First, we have to eliminate the "all or nothing" thinking. For example, yes, I want to do that cookie exchange and reconnect with my longtime friends, but finding the perfect recipe and making 14 dozen cookies to share is a bit much with limited physical energy and my ever-present MS fatigue. Instead, I have compromised and dropped the all or nothing approach and met myself in the middle where I’ve opted to not exchange cookies but still went and caught up with these longtime friends. Think about where you can do some things but not feel you must do all or nothing.

Must do vs. can do

The holidays also cause us problems in the area of ‘should do’ vs ‘must do’ and can create self-loathing when we fail to meet all the items we imagine accomplishing. For example, it has taken me years to stop feeling guilty as I open beautiful holiday cards that are sent by friends, feeling like I must always send one in return. Some years, I don’t send cards at all and others I have mailed them well after the holidays are done. There are many times when the must do’s and should do’s, turn into ‘there’s no way I’m going to do that’, and that’s OK.  Give yourself permission to take it easy.

Everyone else does it

Then there is the pattern of over-generalizing. When I think everyone else is doing entertaining, decorating, card-writing, and creating the picture-perfect holiday, it affects my own mood. I think if they can do it, so should I, and then I feel especially bad when I barely find the motivation to put up a small tree. The reality is there are few people anymore creating perfect holidays, and I need to stop thinking everyone else does it all and expecting to match their efforts.

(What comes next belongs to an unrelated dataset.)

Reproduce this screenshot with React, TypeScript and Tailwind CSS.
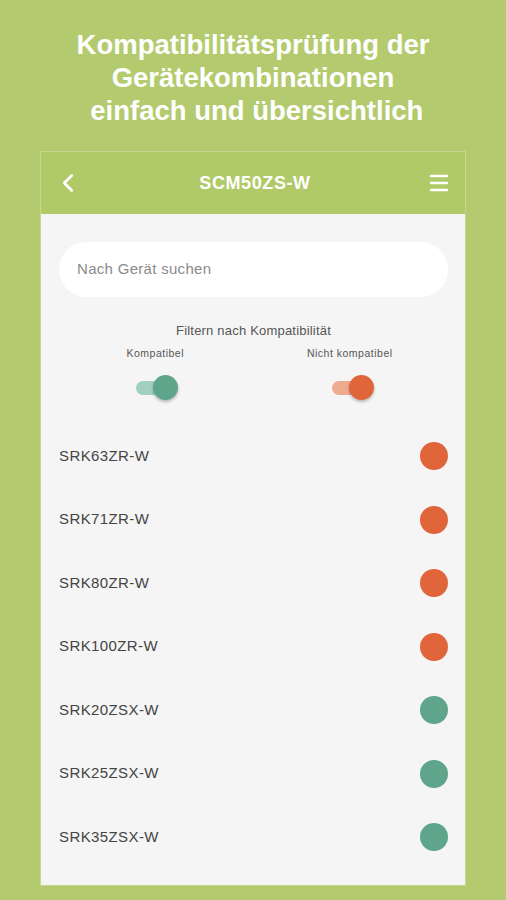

First, be kind to yourself

Maybe it comes with age or time, but I’ve found the less self-talk I do about expectations of myself and comparing my efforts to those of others, the happier I am.  Depression and anxiety are common symptoms in multiple sclerosis due to the disease, and adding to those with negative self-talk ideas is counterproductive.  This holiday season, I urge you to be kind to yourself and try to let go of the thought that you have to do everything and that you have to do it perfectly. See if you can find small moments of joy, peace, and happiness to lift your spirits.